Finally opening its doors today is La Brea's long-awaited breakfast and lunch space, Sycamore Kitchen. Karen and Quinn Hatfield, owners of the eponymous Hatfield's — one of the better places in town to experience a splurge-worthy seasonal tasting menu — are taking a shift toward the casual with their latest endeavor, focusing on house-made pastries baked every morning and a selection of fresh sandwiches, soups, and salads available in the afternoon.

Pastry chef Karen Hatfield will be putting her spin on old world classics with items like a salted caramel pecan babkas, blueberry financier muffins, bacon-leek quiches, cheddar-rosemary croissants, tomato-gruyere focaccia, lemon polenta cake and kouign amann (a crusty French butter cake). Chef Quinn Hatfield has designed sandwich offerings such as roasted turkey on fresh country bread, a BLT made with two-textured bacon and balsamic tomatoes, and a hot pastrami shortrib sandwich spread with caraway-onion jam. There are sweets for afterwards too, like berries and cream cookies; and coconut-peanut butterscotch bars.

The coffee program will be run by the cult coffee gurus at Portland's Stumptown Roasters, featuring drip coffee and Chemex pour-overs and specialty drinks like a mochacito made with salted chocolate ganache. The chef duo (and married couple) plans to expand their menu even further by July's end, adding brunch items such as a benne biscuit “benedict” made with poached eggs, bacon, and herbed hollandaise; buckwheat crepes with strawberries; and buttermilk barley pancakes with vanilla-maple butter.

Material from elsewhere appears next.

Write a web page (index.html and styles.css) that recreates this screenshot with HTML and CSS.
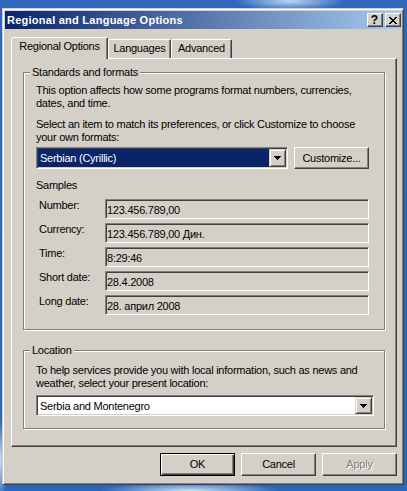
FILE: index.html
```html
<!DOCTYPE html>
<html>
<head>
<meta charset="utf-8">
<title>Regional and Language Options</title>
<link rel="stylesheet" href="styles.css">
</head>
<body>
<div class="window">
  <div class="titlebar">
    <span class="title">Regional and Language Options</span>
    <div class="title-buttons">
      <span class="tbtn tbtn-help">?</span>
      <span class="tbtn tbtn-close">
        <svg width="8" height="7" viewBox="0 0 8 7" shape-rendering="crispEdges">
          <path d="M0 0h2v1h-2zM6 0h2v1h-2zM1 1h2v1h-2zM5 1h2v1h-2zM2 2h4v1h-4zM3 3h2v1h-2zM2 4h4v1h-4zM1 5h2v1h-2zM5 5h2v1h-2zM0 6h2v1h-2zM6 6h2v1h-2z" fill="#000"/>
        </svg>
      </span>
    </div>
  </div>
  <div class="content">
    <div class="tabs">
      <div class="tab tab-regional active">Regional Options</div>
      <div class="tab tab-languages">Languages</div>
      <div class="tab tab-advanced">Advanced</div>
    </div>
    <div class="panel">
      <fieldset class="group group-formats">
        <legend>Standards and formats</legend>
        <div class="group-body body-formats">
          <p class="text">This option affects how some programs format numbers, currencies,<br>dates, and time.</p>
          <p class="text text-select">Select an item to match its preferences, or click Customize to choose<br>your own formats:</p>
          <div class="combo-row">
            <div class="combo combo-formats">
              <span class="combo-value selected">Serbian (Cyrillic)</span>
              <span class="combo-btn">
                <svg width="7" height="4" viewBox="0 0 7 4" shape-rendering="crispEdges"><path d="M0 0h7v1h-7zM1 1h5v1h-5zM2 2h3v1h-3zM3 3h1v1h-1z" fill="#000"/></svg>
              </span>
            </div>
            <div class="btn btn-customize">Customize...</div>
          </div>
          <div class="samples-title">Samples</div>
          <div class="samples">
            <div class="sample-row"><span class="sample-label">Number:</span><span class="sample-box">123.456.789,00</span></div>
            <div class="sample-row"><span class="sample-label">Currency:</span><span class="sample-box">123.456.789,00 Дин.</span></div>
            <div class="sample-row"><span class="sample-label">Time:</span><span class="sample-box">8:29:46</span></div>
            <div class="sample-row"><span class="sample-label">Short date:</span><span class="sample-box">28.4.2008</span></div>
            <div class="sample-row"><span class="sample-label">Long date:</span><span class="sample-box">28. април 2008</span></div>
          </div>
        </div>
      </fieldset>
      <fieldset class="group group-location">
        <legend>Location</legend>
        <div class="group-body body-location">
          <p class="text">To help services provide you with local information, such as news and<br>weather, select your present location:</p>
          <div class="combo combo-location">
            <span class="combo-value">Serbia and Montenegro</span>
            <span class="combo-btn">
              <svg width="7" height="4" viewBox="0 0 7 4" shape-rendering="crispEdges"><path d="M0 0h7v1h-7zM1 1h5v1h-5zM2 2h3v1h-3zM3 3h1v1h-1z" fill="#000"/></svg>
            </span>
          </div>
        </div>
      </fieldset>
    </div>
    <div class="actions">
      <div class="btn btn-default">OK</div>
      <div class="btn">Cancel</div>
      <div class="btn btn-disabled">Apply</div>
    </div>
  </div>
</div>
</body>
</html>
```

FILE: styles.css
```css
* { box-sizing: border-box; }
html, body { margin: 0; }
body {
  width: 407px;
  height: 491px;
  overflow: hidden;
  padding: 8px 0 0 2px;
  font-family: "Liberation Sans", Arial, sans-serif;
  font-size: 11px;
  letter-spacing: -0.25px;
  color: #000;
  background:
    radial-gradient(ellipse 55px 10px at 290px 1px, rgba(215,232,250,0.85), rgba(215,232,250,0) 100%),
    radial-gradient(ellipse 90px 9px at 190px 491px, rgba(225,238,250,0.9), rgba(225,238,250,0) 100%),
    radial-gradient(ellipse 8px 40px at 0px 460px, rgba(225,238,250,0.9), rgba(225,238,250,0) 100%),
    linear-gradient(#3068bc, #2c66b8);
}

.window {
  width: 402px;
  height: 477px;
  background: #d4d0c8;
  border: 1px solid;
  border-color: #d4d0c8 #404040 #404040 #d4d0c8;
  box-shadow: inset 1px 1px #fff, inset -1px -1px #808080;
  padding: 2px;
}

.titlebar {
  height: 18px;
  display: flex;
  align-items: center;
  justify-content: space-between;
  padding-left: 2px;
  background: linear-gradient(90deg, #0a246a, #a6caf0);
  color: #fff;
  font-weight: bold;
  letter-spacing: 0.25px;
  line-height: 18px;
}
.title-buttons { display: flex; gap: 2px; }
.tbtn {
  width: 16px;
  height: 14px;
  display: flex;
  align-items: center;
  justify-content: center;
  background: #d4d0c8;
  border: 1px solid;
  border-color: #fff #404040 #404040 #fff;
  box-shadow: inset -1px -1px #808080;
  color: #000;
}
.tbtn-help {
  font-size: 12px;
  line-height: 12px;
  letter-spacing: 0;
  padding-right: 1px;
}
.tbtn-close svg { display: block; }

.content { padding: 0 4px 0 6px; }

.tabs {
  display: flex;
  align-items: flex-end;
  height: 21px;
  margin-top: 8px;
}
.tab {
  height: 19px;
  padding-top: 2px;
  border-style: solid;
  border-width: 1px 1px 0 1px;
  border-color: #fff #404040 transparent #fff;
  border-radius: 2px 2px 0 0;
  box-shadow: inset -1px 0 #808080;
  background: #d4d0c8;
  text-align: center;
  line-height: 13px;
  white-space: nowrap;
}
.tab-regional { width: 97px; }
.tab-languages { width: 63px; }
.tab-advanced { width: 61px; }
.tab.active {
  height: 22px;
  margin-bottom: -1px;
  position: relative;
  z-index: 1;
}

.panel {
  width: 386px;
  height: 389px;
  border: 1px solid;
  border-color: #fff #404040 #404040 #fff;
  box-shadow: inset -1px -1px #808080;
  padding: 7px 11px 0 11px;
}

.group {
  margin: 0;
  padding: 0 0 0 6px;
  min-width: 0;
  border: 1px solid #808080;
  box-shadow: inset 1px 1px #fff, 1px 1px #fff;
}
.group legend {
  padding: 0 2px;
  margin: 0;
  line-height: 13px;
  background: #d4d0c8;
}
.group-location { margin-top: 14px; }

.group-body { padding-left: 6px; }
.body-formats { padding-top: 5px; padding-bottom: 14px; }
.body-location { padding-top: 7px; padding-bottom: 12px; }

.text {
  margin: 0;
  line-height: 13px;
  white-space: nowrap;
}
.text-select { margin-top: 8px; }

.combo-row {
  display: flex;
  gap: 6px;
  margin-top: 3px;
}
.combo {
  display: flex;
  height: 22px;
  padding: 1px;
  background: #fff;
  border: 1px solid;
  border-color: #808080 #fff #fff #808080;
  box-shadow: inset 1px 1px #404040, inset -1px -1px #d4d0c8;
}
.combo-formats { width: 252px; }
.combo-location { width: 338px; height: 21px; margin-top: 5px; }
.combo-value {
  flex: 1;
  padding-left: 2px;
  display: flex;
  align-items: center;
  white-space: nowrap;
}
.combo-value.selected {
  background: #0a246a;
  color: #fff;
}
.combo-btn {
  width: 17px;
  display: flex;
  align-items: center;
  justify-content: center;
  background: #d4d0c8;
  border: 1px solid;
  border-color: #d4d0c8 #404040 #404040 #d4d0c8;
  box-shadow: inset 1px 1px #fff, inset -1px -1px #808080;
}
.combo-btn svg { display: block; }

.btn {
  width: 75px;
  height: 23px;
  display: flex;
  align-items: center;
  justify-content: center;
  background: #d4d0c8;
  border: 1px solid;
  border-color: #fff #404040 #404040 #fff;
  box-shadow: inset -1px -1px #808080;
  line-height: 13px;
  white-space: nowrap;
}
.btn-customize { height: 22px; }
.btn-default {
  border-color: #000;
  box-shadow: inset 1px 1px #fff, inset -1px -1px #404040, inset -2px -2px #808080;
}
.btn-disabled {
  color: #808080;
  text-shadow: 1px 1px #fff;
}

.samples-title {
  margin-top: 10px;
  line-height: 13px;
}
.samples {
  margin-top: 7px;
  display: flex;
  flex-direction: column;
  gap: 4px;
}
.sample-row {
  display: flex;
  height: 20px;
}
.sample-label {
  width: 69px;
  padding-left: 3px;
  line-height: 13px;
  white-space: nowrap;
}
.sample-box {
  width: 264px;
  height: 20px;
  padding: 4px 0 0 1px;
  line-height: 13px;
  white-space: nowrap;
  border: 1px solid;
  border-color: #808080 #fff #fff #808080;
  box-shadow: inset 1px 1px #404040, inset -1px -1px #d4d0c8;
}

.actions {
  display: flex;
  justify-content: flex-end;
  gap: 6px;
  margin-top: 6px;
}
```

The rustic industrial space, a former 50's-era print shop, is defined by its vaulted ceiling, criss-crossing wooden beams and exposed brick walls with two sleek counters on either side. It looks like the kind of place where you wouldn't mind spending a entire morning, lingering over a pastry and milk-tinted cup of coffee — which is probably just what the Hatfields are hoping for.

The Sycamore Kitchen is open daily from 8 a.m. to 5 p.m.